By adding Couric, Yahoo is clearly trying to give people a reason to visit (and revisit) its site. But adding a 56-year-old news veteran with a lukewarm following probably isn’t the groundbreaking move the company needs to turn itself around.
If Katie Couric is consistent in one way, it’s that she’s expensive. Yahoo!’s (YHOO) decision to hire the veteran newscaster to be its new Global Anchor, partially taking her away from ABC (DIS), where she has an estimated $40 million contract, is a decidedly bold move for a company that’s been making a number of bold moves in recent months. The question though is, is Katie Couric’s marquee status worth the money?

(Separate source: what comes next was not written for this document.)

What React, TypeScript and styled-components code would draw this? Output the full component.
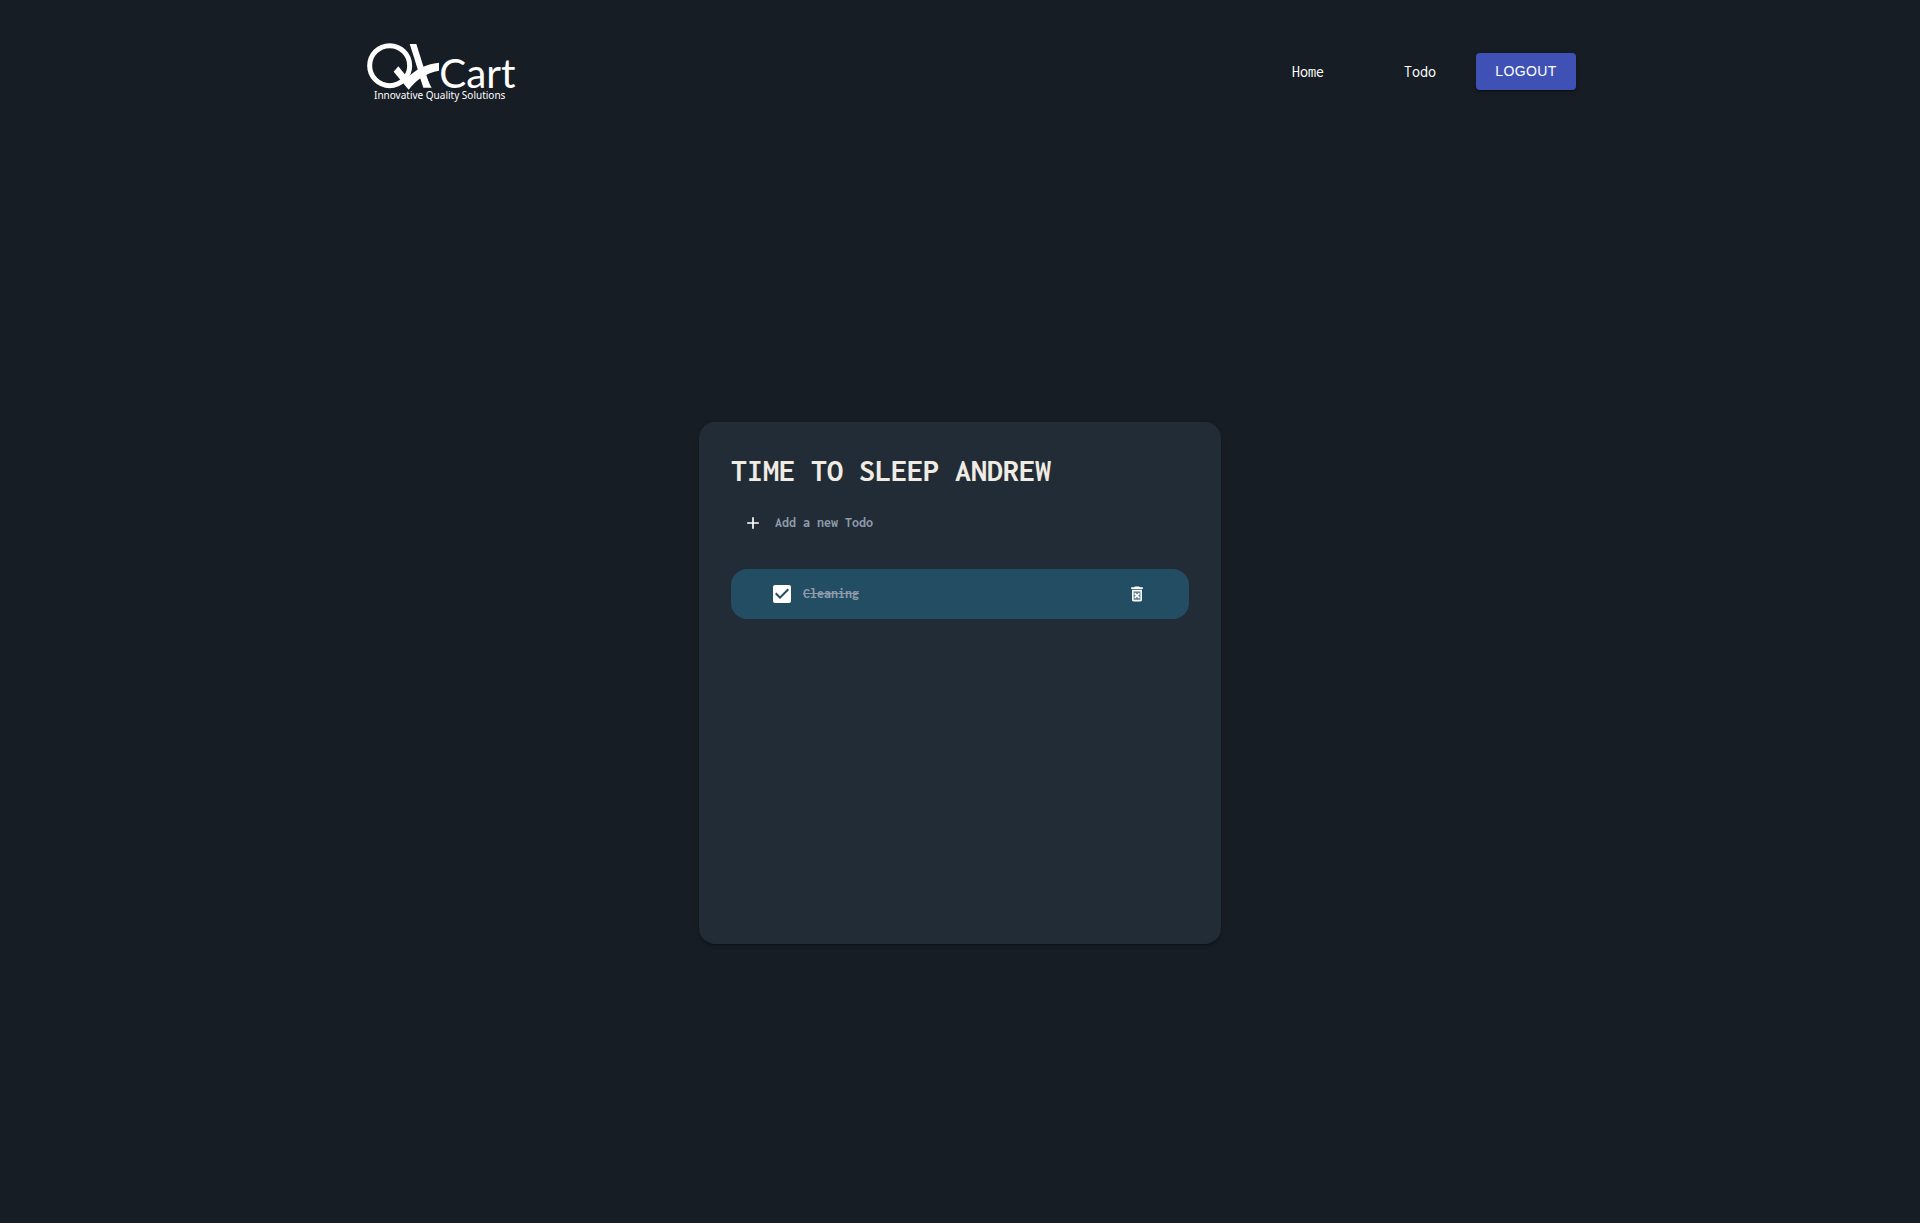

Couric is good at her job, there’s no question about that. But TV news requires more than just intelligence and reportorial skills; the most successful hosts also have a charisma that make you want to watch them. That’s something Couric has struggled with ever since she left the Today Show to anchor the CBS Evening News in 2006 for a $15 million-a-year paycheck. At the time, media analysts expected her to add star power and help the station expand its audience in the face of a dwindling pool of rapidly aging evening news viewers. But that never happened. Instead, Couric was criticized for being too informal for such a serious program, and viewers’ reaction to her were tepid, at best. She left CBS (CBS) in 2011 and returned to her daytime talk show roots in 2012 with Katie, on ABC, where she is now also an ABC News correspondent.
Things at ABC haven’t gone so well for her, either. According to the Hollywood Reporter, Katie’s initial budget was $50 million, or nearly twice the cost of similar talk shows. (The budget was later lowered to $35 million). But the show never pulled in the Oprah-size ratings that ABC hoped for. And more tellingly, despite hosting a talk show aimed at the 25-to-54-year-old female demographic, only 10 percent of women view Couric favorably, according to the Q Scores Company, compared with almost 30 percent for Ellen DeGeneres. There have even been rumors that Katie wouldn’t get renewed for another season, although given the fact that Yahoo Chief Executive Marissa Mayer made a point of saying Couric would be able to keep hosting the show, it now seems likely that the show will keep going.
Still, it’s impressive that the tech company has been able to draw such a major broadcast news persona at all. In her year-and-a-half tenure as Yahoo CEO, Mayer has taken great pains to breathe new life into the struggling Internet giant. Its stock is up, thanks mostly to Yahoo’s stake in the Chinese Internet company Alibaba. But the company is still in desperate need of an advertising boost—and to do that, it needs to attract a bigger audience. Yahoo has gone on a buying spree in recent months, snapping up top talent and platforms in an effort to revitalize its brand. In March it purchased Tumblr for $1.1 billion. In the past two months it has also hired the New York Times’s Megan Liberman, Matt Bai, and David Pogue to head Yahoo News, write political columns, and cover tech, respectively. Couric’s deal is said to include a “newsmaker interview program” that would be featured on the website’s homepage, which gets about 43 million unique views a day, according to comScore (SCOR).
Yahoo hasn’t said what it’s offering to pay Couric, but her $40 million package at ABC is a pretty hefty baseline. Last year, Mayer made $36.6 million in her first six months on the job, mostly in stock options, and her minimum estimated pay when she joined Yahoo was $117 million over five years. So even though Couric won’t be the highest-paid person at the company, she’s still a pretty weighty purchase.